[BEGIN PROVIDED DATA]
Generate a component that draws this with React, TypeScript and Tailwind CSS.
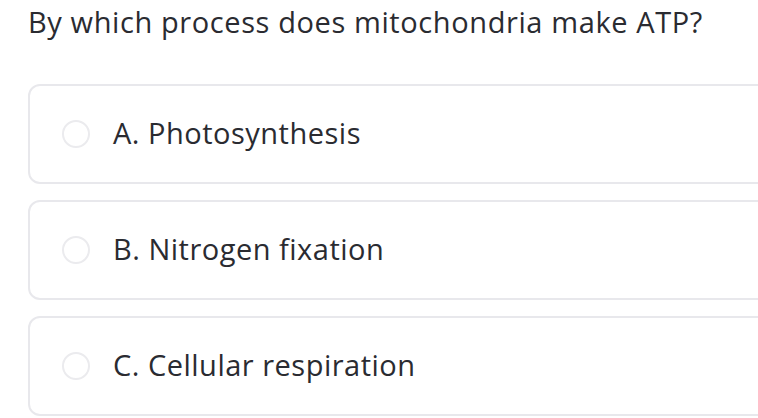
import React from 'react'

const options = ['A. Photosynthesis', 'B. Nitrogen fixation', 'C. Cellular respiration']

export default function App() {
  return (
    <div
      className="w-[758px] h-[418px] overflow-hidden bg-white pl-[28px] pt-[4px] text-[#2a2b31]"
      style={{ fontFamily: '"Open Sans", "Liberation Sans", sans-serif' }}
    >
      {/* Question */}
      <h1 className="text-[29px] leading-[35px] font-normal tracking-[0.6px] whitespace-nowrap">
        By which process does mitochondria make ATP?
      </h1>

      {/* Options */}
      <div className="mt-[45px] flex flex-col gap-[16px]">
        {options.map((opt) => (
          <div
            key={opt}
            className="w-[760px] h-[100px] shrink-0 flex items-center gap-[23px] pl-[32px] border-2 border-[#e8e8ec] rounded-xl bg-white"
          >
            <span className="w-[28px] h-[28px] rounded-full border-2 border-[#ebebee] shrink-0" />
            <span className="text-[29px] leading-[35px] tracking-[0.5px] whitespace-nowrap mb-[4px]">
              {opt}
            </span>
          </div>
        ))}
      </div>
    </div>
  )
}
[END PROVIDED DATA]
Your task is to reproduce exactly the lines from the start of the data above through the line containing "const options = ['A.", leaving every picture out.

SOLUTION:
Generate a component that draws this with React, TypeScript and Tailwind CSS.
import React from 'react'

const options = ['A. Photosynthesis', 'B. Nitrogen fixation', 'C. Cellular respiration']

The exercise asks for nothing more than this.